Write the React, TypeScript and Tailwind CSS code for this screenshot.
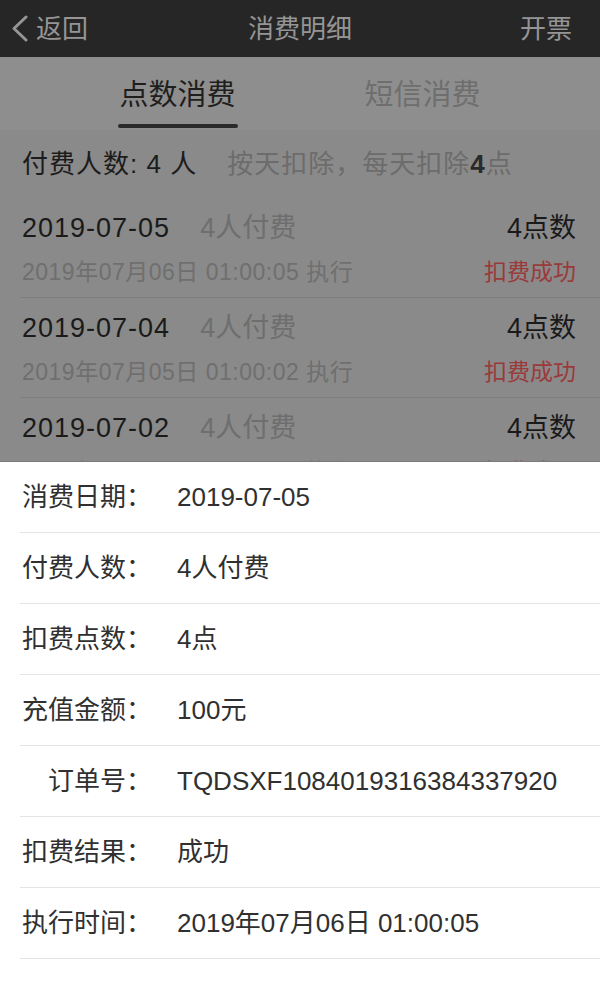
import React from "react";

const rows = [
  { date: "2019-07-05", exec: "2019年07月06日 01:00:05 执行" },
  { date: "2019-07-04", exec: "2019年07月05日 01:00:02 执行" },
  { date: "2019-07-02", exec: "2019年07月03日 01:00:04 执行" },
];

const details = [
  { label: "消费日期：", value: "2019-07-05" },
  { label: "付费人数：", value: "4人付费" },
  { label: "扣费点数：", value: "4点" },
  { label: "充值金额：", value: "100元" },
  { label: "订单号：", value: "TQDSXF1084019316384337920" },
  { label: "扣费结果：", value: "成功" },
  { label: "执行时间：", value: "2019年07月06日 01:00:05" },
];

export default function App() {
  return (
    <div className="w-[600px] h-[996px] overflow-hidden flex flex-col bg-white font-['Liberation_Sans','Noto_Sans_CJK_SC',sans-serif]">
      {/* Dimmed page behind the sheet */}
      <div className="h-[461px] shrink-0 overflow-hidden bg-[#8a8a8a]">
        {/* Nav bar */}
        <div className="h-[57px] bg-[#262626] grid grid-cols-3 items-center text-[#959595] text-[26px] leading-none">
          <div className="flex items-center pl-[10px]">
            <svg width="19" height="27" viewBox="0 0 19 27" fill="none">
              <path d="M16 2 L4 13.5 L16 25" stroke="#959595" strokeWidth="3" strokeLinecap="round" strokeLinejoin="round" />
            </svg>
            <span className="ml-[7px]">返回</span>
          </div>
          <div className="text-center">消费明细</div>
          <div className="justify-self-end pr-[28px]">开票</div>
        </div>

        {/* Tabs */}
        <div className="h-[73px] bg-[#8e8e8e] flex justify-center gap-[125px] pt-[20px]">
          <div className="flex flex-col items-center">
            <span className="text-[29px] leading-[36px] text-[#1e1e1e]">点数消费</span>
            <div className="mt-[11px] w-[120px] h-[4px] rounded-full bg-[#2a2a2a]" />
          </div>
          <div className="flex flex-col items-center">
            <span className="text-[29px] leading-[36px] text-[#6e6e6e]">短信消费</span>
            <div className="mt-[11px] w-[120px] h-[4px]" />
          </div>
        </div>

        {/* Summary */}
        <div className="h-[68px] flex items-center pl-[22px] text-[26px] leading-none">
          <span className="text-[#1c1c1c] tracking-[1px]">付费人数: 4 人</span>
          <span className="ml-[30px] text-[#6c6c6c] tracking-[1px]">
            按天扣除，每天扣除<span className="font-bold text-[#2a2a2a]">4</span>点
          </span>
        </div>

        {/* List */}
        <div>
          {rows.map((r) => (
            <div key={r.date} className="ml-[20px] h-[100px] border-b border-[#7e7e7e] pr-[24px] pl-[2px] flex flex-col">
              <div className="mt-[12px] h-[36px] flex items-center justify-between">
                <div className="flex items-center">
                  <span className="text-[27px] tracking-[1px] text-[#1a1a1a]">{r.date}</span>
                  <span className="ml-[30px] text-[27px] text-[#6e6e6e]">4人付费</span>
                </div>
                <span className="text-[27px] text-[#1a1a1a]">4点数</span>
              </div>
              <div className="mt-[8px] h-[36px] flex items-center justify-between">
                <span className="text-[23px] tracking-[0.5px] text-[#6f6f6f]">{r.exec}</span>
                <span className="text-[23px] text-[#9a3a3a]">扣费成功</span>
              </div>
            </div>
          ))}
        </div>
      </div>

      {/* Bottom sheet */}
      <div className="flex-1 bg-white border-t border-[#7a7a7a]">
        {details.map((d) => (
          <div key={d.label} className="ml-[20px] h-[71px] border-b border-[#e4e4e4] flex items-center pl-[2px] text-[26px] text-[#303030]">
            <span className="w-[130px] text-right">{d.label}</span>
            <span className="ml-[25px]">{d.value}</span>
          </div>
        ))}
      </div>
    </div>
  );
}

--

## THE PROBLEM
Omit the pictures and reproduce the listing exactly.

## CORRECT RESULT
Write the React, TypeScript and Tailwind CSS code for this screenshot.
import React from "react";

const rows = [
  { date: "2019-07-05", exec: "2019年07月06日 01:00:05 执行" },
  { date: "2019-07-04", exec: "2019年07月05日 01:00:02 执行" },
  { date: "2019-07-02", exec: "2019年07月03日 01:00:04 执行" },
];

const details = [
  { label: "消费日期：", value: "2019-07-05" },
  { label: "付费人数：", value: "4人付费" },
  { label: "扣费点数：", value: "4点" },
  { label: "充值金额：", value: "100元" },
  { label: "订单号：", value: "TQDSXF1084019316384337920" },
  { label: "扣费结果：", value: "成功" },
  { label: "执行时间：", value: "2019年07月06日 01:00:05" },
];

export default function App() {
  return (
    <div className="w-[600px] h-[996px] overflow-hidden flex flex-col bg-white font-['Liberation_Sans','Noto_Sans_CJK_SC',sans-serif]">
      {/* Dimmed page behind the sheet */}
      <div className="h-[461px] shrink-0 overflow-hidden bg-[#8a8a8a]">
        {/* Nav bar */}
        <div className="h-[57px] bg-[#262626] grid grid-cols-3 items-center text-[#959595] text-[26px] leading-none">
          <div className="flex items-center pl-[10px]">
            <svg width="19" height="27" viewBox="0 0 19 27" fill="none">
              <path d="M16 2 L4 13.5 L16 25" stroke="#959595" strokeWidth="3" strokeLinecap="round" strokeLinejoin="round" />
            </svg>
            <span className="ml-[7px]">返回</span>
          </div>
          <div className="text-center">消费明细</div>
          <div className="justify-self-end pr-[28px]">开票</div>
        </div>

        {/* Tabs */}
        <div className="h-[73px] bg-[#8e8e8e] flex justify-center gap-[125px] pt-[20px]">
          <div className="flex flex-col items-center">
            <span className="text-[29px] leading-[36px] text-[#1e1e1e]">点数消费</span>
            <div className="mt-[11px] w-[120px] h-[4px] rounded-full bg-[#2a2a2a]" />
          </div>
          <div className="flex flex-col items-center">
            <span className="text-[29px] leading-[36px] text-[#6e6e6e]">短信消费</span>
            <div className="mt-[11px] w-[120px] h-[4px]" />
          </div>
        </div>

        {/* Summary */}
        <div className="h-[68px] flex items-center pl-[22px] text-[26px] leading-none">
          <span className="text-[#1c1c1c] tracking-[1px]">付费人数: 4 人</span>
          <span className="ml-[30px] text-[#6c6c6c] tracking-[1px]">
            按天扣除，每天扣除<span className="font-bold text-[#2a2a2a]">4</span>点
          </span>
        </div>

        {/* List */}
        <div>
          {rows.map((r) => (
            <div key={r.date} className="ml-[20px] h-[100px] border-b border-[#7e7e7e] pr-[24px] pl-[2px] flex flex-col">
              <div className="mt-[12px] h-[36px] flex items-center justify-between">
                <div className="flex items-center">
                  <span className="text-[27px] tracking-[1px] text-[#1a1a1a]">{r.date}</span>
                  <span className="ml-[30px] text-[27px] text-[#6e6e6e]">4人付费</span>
                </div>
                <span className="text-[27px] text-[#1a1a1a]">4点数</span>
              </div>
              <div className="mt-[8px] h-[36px] flex items-center justify-between">
                <span className="text-[23px] tracking-[0.5px] text-[#6f6f6f]">{r.exec}</span>
                <span className="text-[23px] text-[#9a3a3a]">扣费成功</span>
              </div>
            </div>
          ))}
        </div>
      </div>

      {/* Bottom sheet */}
      <div className="flex-1 bg-white border-t border-[#7a7a7a]">
        {details.map((d) => (
          <div key={d.label} className="ml-[20px] h-[71px] border-b border-[#e4e4e4] flex items-center pl-[2px] text-[26px] text-[#303030]">
            <span className="w-[130px] text-right">{d.label}</span>
            <span className="ml-[25px]">{d.value}</span>
          </div>
        ))}
      </div>
    </div>
  );
}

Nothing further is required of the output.